Marshall would later recount an experience to his father. He claimed to have “seen angels” while in the hospital.
Sam taught accounting at Middle Georgia Tech in Warner Robins, which is now Central Georgia Tech. He would send his e-mails to Anne Sartain, who taught nursing classes. She often shared them with her students.
A young woman who was studying to become a dental hygienist would sometimes cry when the letters were read.
Amanda did not know Sam but would later introduce herself when he returned to campus.
“I met you before I even saw you,” she told him.
They started dating after she graduated and will celebrate their 10th wedding anniversary this year. They have a son, Eli, born in 2007. Sam is now the professional development director at Central Georgia Tech.
Marshall is now 20. He graduated from Houston County High School in 2012 and is working for the Department of Transportation in Thomson.

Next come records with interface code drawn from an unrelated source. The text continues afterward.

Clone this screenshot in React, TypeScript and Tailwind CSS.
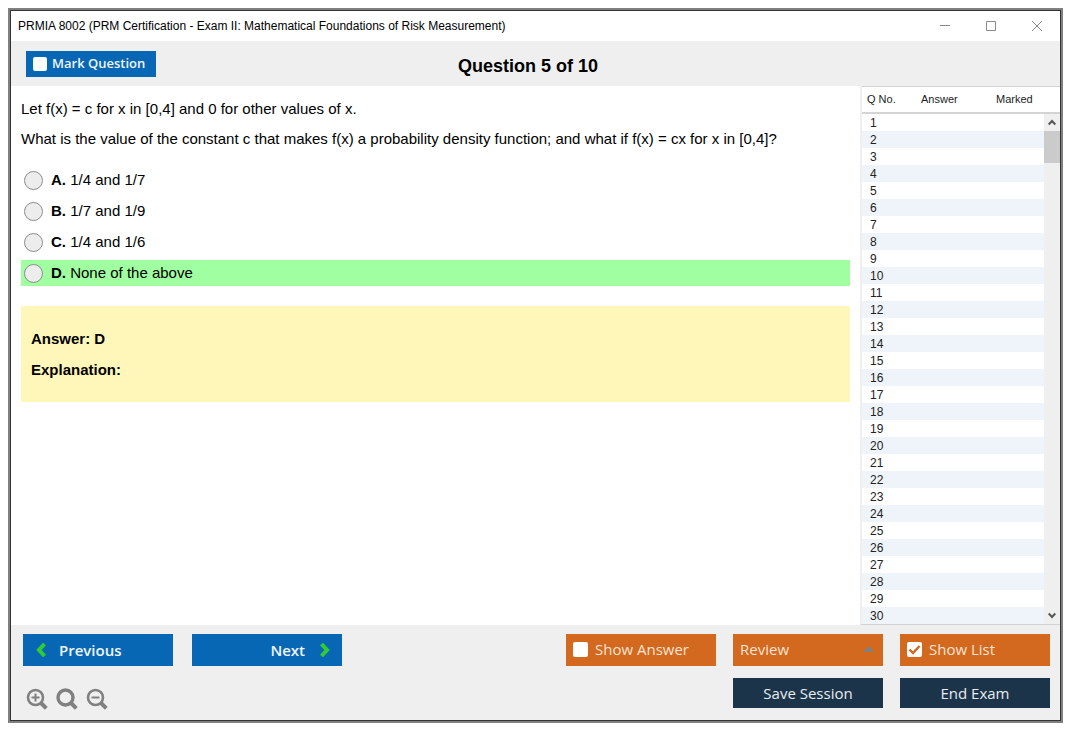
import { useState } from "react";

const options = [
  { letter: "A", text: "1/4 and 1/7" },
  { letter: "B", text: "1/7 and 1/9" },
  { letter: "C", text: "1/4 and 1/6" },
  { letter: "D", text: "None of the above", correct: true },
];

const questionNumbers = Array.from({ length: 30 }, (_, i) => i + 1);

function TitleBar() {
  return (
    <div className="flex h-[30px] shrink-0 items-center justify-between bg-white pl-[7px] pr-[17px]">
      <p className="text-xs">
        PRMIA 8002 (PRM Certification - Exam II: Mathematical Foundations of Risk Measurement)
      </p>
      <div className="flex gap-[34px] text-[#8a8a8a]">
        <button aria-label="Minimize">
          <svg width="12" height="12" viewBox="0 0 12 12" fill="none" stroke="currentColor">
            <path d="M1 5.500h10" />
          </svg>
        </button>
        <button aria-label="Maximize">
          <svg width="12" height="12" viewBox="0 0 12 12" fill="none" stroke="currentColor">
            <path d="M1.500 1.500h9v9h-9z" />
          </svg>
        </button>
        <button aria-label="Close">
          <svg width="12" height="12" viewBox="0 0 12 12" fill="none" stroke="currentColor">
            <path d="M1 1l10 10M11 1L1 11" />
          </svg>
        </button>
      </div>
    </div>
  );
}

function Header() {
  return (
    <div className="grid h-[45px] shrink-0 grid-cols-[1fr_auto_1fr] items-center bg-[#efefef] pl-[15px] pr-[30px]">
      <label className="flex h-[26px] w-[130px] items-center gap-[5px] bg-[#0867b5] pl-[7px] font-['Open_Sans',sans-serif] text-[13px] font-semibold text-[#f0f6fb]">
        <input type="checkbox" className="size-[14px] appearance-none rounded-[2px] bg-white" />
        Mark Question
      </label>
      <h1 className="pt-1 text-lg font-bold">Question 5 of 10</h1>
    </div>
  );
}

function QuestionPanel() {
  const [selected, setSelected] = useState("");

  return (
    <div className="min-w-0 flex-1 pl-[10px] pr-[10px] pt-[13px] text-[15px] leading-5">
      <p>Let f(x) = c for x in [0,4] and 0 for other values of x.</p>
      <p className="mt-[10px]">
        What is the value of the constant c that makes f(x) a probability density function; and what
        if f(x) = cx for x in [0,4]?
      </p>

      <div className="mt-[18px] flex flex-col gap-[5px]">
        {options.map((option) => (
          <label
            key={option.letter}
            className={
              option.correct
                ? "flex h-[26px] items-center bg-[#a0ffa0] pl-[3px]"
                : "flex h-[26px] items-center pl-[3px]"
            }
          >
            <input
              type="radio"
              name="answer"
              checked={selected === option.letter}
              onChange={() => setSelected(option.letter)}
              className="mr-2 size-[19px] appearance-none rounded-full border border-[#8c8c8c] bg-[#ededed] checked:border-[6px] checked:border-[#0867b5]"
            />
            <span>
              <b>{option.letter}.</b> {option.text}
            </span>
          </label>
        ))}
      </div>

      <div className="mt-5 flex flex-col gap-[11px] bg-[#fef7b9] px-[10px] pb-[22px] pt-[23px] font-bold">
        <p>Answer: D</p>
        <p>Explanation:</p>
      </div>
    </div>
  );
}

function QuestionList() {
  return (
    <div className="flex w-[200px] shrink-0 overflow-hidden border-b border-l-2 border-b-[#d4d4d4] border-l-[#efefef]">
      <table className="h-fit flex-1 table-fixed border-separate border-spacing-0 text-[11px] text-[#222222]">
        <thead>
          <tr className="h-[28px] text-left">
            <th className="w-[53px] border-b-2 border-t border-[#d4d4d4] p-0 pl-[5px] font-normal">Q No.</th>
            <th className="w-[75px] border-b-2 border-t border-[#d4d4d4] p-0 pl-[6px] font-normal">Answer</th>
            <th className="border-b-2 border-t border-[#d4d4d4] p-0 pl-[6px] font-normal">Marked</th>
          </tr>
        </thead>
        <tbody>
          {questionNumbers.map((n) => (
            <tr key={n} className="h-[17px] even:bg-[#eef4f9]">
              <td className="p-0 pl-2 pt-px text-xs leading-4">{n}</td>
              <td className="p-0"></td>
              <td className="p-0"></td>
            </tr>
          ))}
        </tbody>
      </table>

      {/* scrollbar */}
      <div className="flex w-4 flex-col">
        <div className="h-[28px] shrink-0 border-b-2 border-t border-[#d4d4d4]"></div>
        <div className="flex flex-1 flex-col bg-[#efefef]">
          <button aria-label="Scroll up" className="flex h-[17px] items-center justify-center">
            <svg width="8" height="7" viewBox="0 0 8 7" fill="none" stroke="#555555" strokeWidth="2">
              <path d="M.7 5.500L4 2l3.300 3.500" />
            </svg>
          </button>
          <div className="h-8 bg-[#cbcbcb]"></div>
          <button aria-label="Scroll down" className="mt-auto flex h-[17px] items-center justify-center">
            <svg width="8" height="7" viewBox="0 0 8 7" fill="none" stroke="#555555" strokeWidth="2">
              <path d="M.7 1.500L4 5l3.300-3.500" />
            </svg>
          </button>
        </div>
      </div>
    </div>
  );
}

function ZoomIcon({ sign }: { sign?: string }) {
  return (
    <svg width="22" height="22" viewBox="0 0 22 22" fill="none" stroke="#808080">
      <circle cx="9.500" cy="9.500" r="7.500" strokeWidth={sign ? 2.6 : 3.4} />
      <path d="M14.500 14.500l5.800 5.800" strokeWidth="4" />
      {sign && <path d={sign} strokeWidth="2" />}
    </svg>
  );
}

function Footer() {
  return (
    <div className="flex h-[95px] shrink-0 justify-between bg-[#efefef] pl-3 pr-[10px] pt-[9px] font-['Open_Sans',sans-serif] text-[15px]">
      <div>
        <div className="flex gap-[19px] font-semibold text-[#f0f6fb]">
          <button className="flex h-8 w-[150px] items-center gap-3 bg-[#0867b5] pl-[13px]">
            <svg width="11" height="16" viewBox="0 0 11 16" fill="none" stroke="#32cd32" strokeWidth="4">
              <path d="M8.500 2L3 8l5.500 6" />
            </svg>
            Previous
          </button>
          <button className="flex h-8 w-[150px] items-center justify-end gap-[14px] bg-[#0867b5] pr-3">
            Next
            <svg width="11" height="16" viewBox="0 0 11 16" fill="none" stroke="#32cd32" strokeWidth="4">
              <path d="M2.500 2L8 8l-5.500 6" />
            </svg>
          </button>
        </div>
        <div className="mt-[22px] flex gap-2 pl-[3px]">
          <button aria-label="Zoom in">
            <ZoomIcon sign="M5.500 9.500h8M9.500 5.500v8" />
          </button>
          <button aria-label="Reset zoom">
            <ZoomIcon />
          </button>
          <button aria-label="Zoom out">
            <ZoomIcon sign="M5.500 9.500h8" />
          </button>
        </div>
      </div>

      <div className="grid h-fit grid-cols-[150px_150px_150px] gap-x-[17px] gap-y-3 text-[#f8e4d6]">
        <label className="flex h-8 items-center gap-[7px] bg-[#d2691e] pb-0.5 pl-[7px]">
          <input type="checkbox" className="size-[15px] appearance-none rounded-[2px] bg-white" />
          Show Answer
        </label>
        <button aria-haspopup="menu" className="flex h-8 items-center justify-between bg-[#d2691e] pb-0.5 pl-[7px] pr-[9px]">
          Review
          <svg width="11" height="6" viewBox="0 0 11 6" fill="#808080">
            <path d="M5.500 0L11 6H0z" />
          </svg>
        </button>
        <label className="flex h-8 items-center gap-[7px] bg-[#d2691e] pb-0.5 pl-[7px]">
          <span className="grid size-[15px]">
            <input
              type="checkbox"
              defaultChecked
              className="peer col-start-1 row-start-1 size-[15px] appearance-none rounded-[2px] bg-white"
            />
            <svg
              viewBox="0 0 15 15"
              fill="none"
              stroke="#d2691e"
              strokeWidth="2.400"
              className="pointer-events-none invisible col-start-1 row-start-1 peer-checked:visible"
            >
              <path d="M2.500 7.500l3.500 3.500 6.500-7" />
            </svg>
          </span>
          Show List
        </label>
        <button className="col-start-2 h-[30px] bg-[#1b344a] text-[#e8ecef]">Save Session</button>
        <button className="h-[30px] bg-[#1b344a] text-[#e8ecef]">End Exam</button>
      </div>
    </div>
  );
}

export default function App() {
  return (
    <div className="h-screen bg-white pb-3 pl-2 pr-3 pt-2 font-['Liberation_Sans',Arial,sans-serif] text-black">
      <div className="h-full border-2 border-[#808080]">
        <div className="flex h-full flex-col border border-[#333333]">
          <TitleBar />
          <Header />
          <div className="flex min-h-0 flex-1">
            <QuestionPanel />
            <QuestionList />
          </div>
          <Footer />
        </div>
      </div>
    </div>
  );
}
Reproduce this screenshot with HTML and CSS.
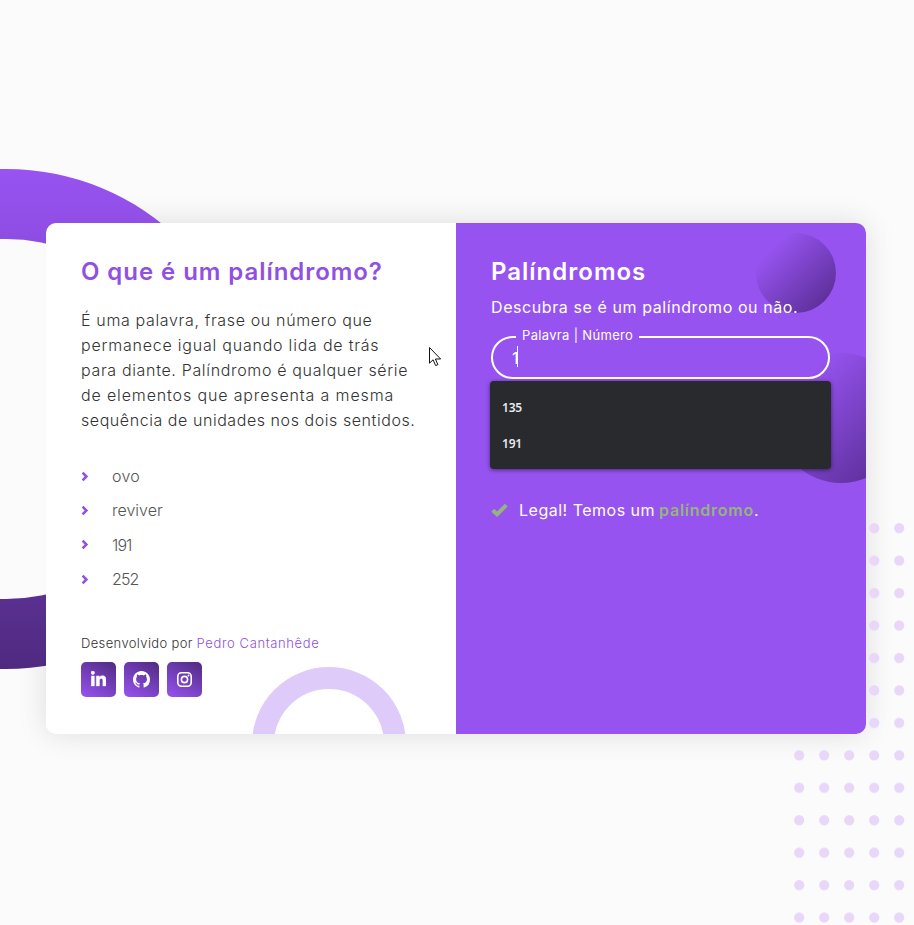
FILE: index.html
```html
<!DOCTYPE html>
<html lang="pt-BR">
<head>
<meta charset="utf-8">
<title>Palíndromos</title>
<link rel="stylesheet" href="styles.css">
</head>
<body>
<div class="ring"></div>
<svg class="dots" width="120" height="402" aria-hidden="true">
  <defs><pattern id="dot" width="25" height="32.45" patternUnits="userSpaceOnUse"><circle cx="5.2" cy="5.2" r="5.1" fill="#e8d7f8"/></pattern></defs>
  <rect width="120" height="402" fill="url(#dot)"/>
</svg>
<main class="card">
  <section class="about">
    <h1 class="title">O que é um palíndromo?</h1>
    <p class="text">
      <span class="l1">É uma palavra, frase ou número que</span>
      <span class="l2">permanece igual quando lida de trás</span>
      <span class="l3">para diante. Palíndromo é qualquer série</span>
      <span class="l4">de elementos que apresenta a mesma</span>
      <span class="l5">sequência de unidades nos dois sentidos.</span>
    </p>
    <ul class="examples">
      <li><svg class="chev" viewBox="0 0 8 10"><path d="M1.6 1.2 5.4 5 1.6 8.8"/></svg><span class="word">ovo</span></li>
      <li><svg class="chev" viewBox="0 0 8 10"><path d="M1.6 1.2 5.4 5 1.6 8.8"/></svg>reviver</li>
      <li><svg class="chev" viewBox="0 0 8 10"><path d="M1.6 1.2 5.4 5 1.6 8.8"/></svg><span class="num">191</span></li>
      <li><svg class="chev" viewBox="0 0 8 10"><path d="M1.6 1.2 5.4 5 1.6 8.8"/></svg><span class="num">252</span></li>
    </ul>
    <p class="credit"><span class="dev">Desenvolvido por</span> <a class="author">Pedro Cantanhêde</a></p>
    <div class="social">
      <a class="btn"><svg class="in" width="15" height="15" viewBox="0 0 448 512" preserveAspectRatio="none"><path d="M100.300 448H7.400V148.900h92.900zM53.800 108.100C24.100 108.100 0 83.500 0 53.800a53.800 53.800 0 0 1 107.600 0c0 29.700-24.100 54.300-53.800 54.300zM447.900 448h-92.700V302.400c0-34.700-.7-79.200-48.300-79.200-48.300 0-55.700 37.700-55.700 76.700V448h-92.800V148.900h89.100v40.800h1.300c12.400-23.500 42.700-48.300 87.900-48.300 94 0 111.300 61.900 111.300 142.300V448z"/></svg></a>
      <a class="btn"><svg width="17" height="17" viewBox="0 0 16 16"><path d="M8 0C3.580 0 0 3.580 0 8c0 3.540 2.290 6.530 5.470 7.590.4.070.55-.17.55-.38 0-.19-.01-.82-.01-1.490-2.010.37-2.530-.49-2.690-.94-.09-.23-.48-.94-.82-1.130-.28-.15-.68-.52-.01-.53.63-.01 1.080.58 1.230.82.72 1.210 1.870.87 2.330.66.07-.52.28-.87.51-1.070-1.780-.2-3.640-.89-3.640-3.950 0-.87.31-1.590.82-2.150-.08-.2-.36-1.020.08-2.120 0 0 .67-.21 2.200.82.64-.18 1.320-.27 2-.27s1.360.09 2 .27c1.530-1.040 2.200-.82 2.200-.82.44 1.100.16 1.920.08 2.120.51.56.82 1.270.82 2.150 0 3.070-1.870 3.750-3.650 3.950.29.25.54.73.54 1.480 0 1.070-.01 1.930-.01 2.200 0 .21.15.46.55.38A8.010 8.010 0 0 0 16 8c0-4.420-3.580-8-8-8z"/></svg></a>
      <a class="btn"><svg width="15" height="15" viewBox="0 0 15 15"><rect x=".8" y=".8" width="13.400" height="13.400" rx="3.600" class="line"/><circle cx="7.500" cy="7.500" r="3.100" class="line"/><circle cx="11.500" cy="3.500" r="1"/></svg></a>
    </div>
    <div class="arch"></div>
  </section>
  <section class="checker">
    <div class="ball small"></div>
    <div class="ball large"></div>
    <h2 class="heading">Palíndromos</h2>
    <p class="lead">Descubra se é um palíndromo ou não.</p>
    <fieldset class="field">
      <legend>Palavra | Número</legend>
      <span class="value">1</span><i class="caret"></i>
    </fieldset>
    <div class="options"><div>135</div><div>191</div></div>
    <p class="result"><svg width="17" height="14" viewBox="0 0 17 14"><path d="M1.700 7.300 6.100 11.300 15.300 2.100"/></svg><span class="msg">Legal! Temos um</span><b>palíndromo</b><span>.</span></p>
  </section>
</main>
<svg class="cursor" width="13" height="20" viewBox="0 0 13 20"><path d="M.5.5v15.700l3.600-3.400 2.500 5.800 2.300-1-2.500-5.600h5.200z" fill="#fff" stroke="#111"/></svg>
</body>
</html>
```
FILE: styles.css
```css
* { box-sizing: border-box; margin: 0; padding: 0; }
body {
  position: relative;
  width: 914px;
  height: 925px;
  overflow: hidden;
  padding: 223px 48px 0 46px;
  background: #fbfbfb;
  font-family: Inter, "Open Sans", sans-serif;
  white-space: nowrap;
}
.ring {
  position: absolute;
  left: -244px;
  top: 169px;
  width: 500px;
  height: 500px;
  border-radius: 50%;
  background: linear-gradient(#9853f2, #4f2a80);
}
.ring::after {
  content: "";
  position: absolute;
  inset: 70px;
  border-radius: 50%;
  background: #fbfbfb;
}
.dots { position: absolute; left: 793.600px; top: 522.600px; }
.card {
  position: relative;
  display: flex;
  width: 820px;
  height: 511px;
  border-radius: 10px;
  overflow: hidden;
  background: #fff;
}
body::before {
  content: "";
  position: absolute;
  z-index: 0;
  left: 46px;
  top: 223px;
  width: 820px;
  height: 511px;
  border-radius: 10px;
  box-shadow: 0 0 30px rgba(0, 0, 0, .12);
}
.about { position: relative; width: 410px; padding: 31px 35px 0; }
.title { font-size: 24px; line-height: 36px; font-weight: 600; color: #9050e2; letter-spacing: .94px; }
.text { margin-top: 18px; font-size: 16px; line-height: 25px; font-weight: 300; color: #333; }
.text span { display: block; }
.l1 { letter-spacing: .65px; }
.l2 { letter-spacing: .78px; }
.l3 { letter-spacing: .66px; }
.l4 { letter-spacing: .86px; }
.l5 { letter-spacing: .56px; }
.examples { list-style: none; margin-top: 26px; color: #555; font-size: 16px; font-weight: 300; }
.examples li { display: flex; align-items: center; height: 34.300px; }
.word { letter-spacing: .3px; }
.num { letter-spacing: -.9px; }
.chev { width: 8px; height: 11px; margin-right: 23px; fill: none; stroke: #9050e2; stroke-width: 2.500; }
.credit { margin-top: 37px; font-size: 13px; line-height: 20px; font-weight: 300; color: #333; }
.dev { letter-spacing: .37px; }
.author { color: #9050e2; letter-spacing: .62px; }
.social { display: flex; gap: 8px; margin-top: 9px; }
.btn {
  display: flex;
  align-items: center;
  justify-content: center;
  width: 35px;
  height: 35px;
  border-radius: 5px;
  background: linear-gradient(30deg, #9853f2, #4f2a80);
}
.btn svg { fill: #fff; }
.btn .in { height: 17px; margin-bottom: 1px; stroke: #fff; stroke-width: 14; }
.line { fill: none; stroke: #fff; stroke-width: 1.600; }
.arch {
  position: absolute;
  left: 206px;
  top: 444px;
  width: 154px;
  height: 154px;
  border: 22px solid #dfcbfa;
  border-radius: 50%;
}
.checker {
  position: relative;
  width: 410px;
  padding: 31px 35px 0;
  background: #9653f0;
  color: #fff;
  overflow: hidden;
}
.ball { position: absolute; border-radius: 50%; background: linear-gradient(135deg, #9653f0 20%, #53298a 100%); }
.small { left: 300px; top: 10px; width: 80px; height: 80px; }
.large { left: 320px; top: 130px; width: 130px; height: 130px; }
.heading, .lead, .field, .result { position: relative; }
.heading { font-size: 24px; line-height: 36px; font-weight: 600; letter-spacing: 1px; }
.lead { margin-top: 5px; font-size: 16px; line-height: 24px; letter-spacing: .58px; }
.field {
  display: block;
  width: 339px;
  height: 51px;
  margin-top: 9px;
  padding-left: 19px;
  border: 2px solid #fff;
  border-radius: 22px;
}
.field legend {
  position: relative;
  top: -2px;
  margin-left: 4px;
  padding: 0 6px;
  font-size: 13px;
  line-height: 18px;
  letter-spacing: .33px;
}
.value { display: inline-block; font-size: 16px; line-height: 24px; vertical-align: top; letter-spacing: -1.500px; }
.caret { display: inline-block; width: 1px; height: 21px; background: #fff; }
.options {
  position: absolute;
  left: 34px;
  top: 158px;
  width: 341px;
  height: 88px;
  padding: 9px 12px;
  border-radius: 4px;
  background: #292a2d;
  box-shadow: 0 1px 4px rgba(0, 0, 0, .5);
  font: 600 12px/36px "Noto Sans", sans-serif;
  letter-spacing: -.2px;
  color: #e8eaed;
}
.result { display: flex; align-items: center; margin-top: 119px; font-size: 16px; line-height: 24px; }
.result svg { margin-right: 11px; fill: none; stroke: #95b57c; stroke-width: 4; }
.msg { letter-spacing: .5px; }
.result b { margin-left: 4px; color: #95b57c; font-weight: 600; letter-spacing: .75px; }
.cursor { position: absolute; left: 429px; top: 347px; }
```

Sam saved his e-mails in a three-ring binder. Every July 6, he would pull out the notebook he kept. It was his way of being reminded -- and thankful.
“I thought about writing a book,” he said. “I’m not a writer, but I like to write -- the same way I’m not an artist, but I like to draw. I wanted to put this down for Marshall. I let him read it his senior year, and he read it again this past Christmas. It was very emotional.”
Sam has published an eBook at Smashwords.com titled “Marshall’s Story: The Boy Who Saw Angels.” It is available for download electronically.
Sam said he hopes to see it in print one day, perhaps on a shelf at a bookstore. But, for now, it was more important to share the story.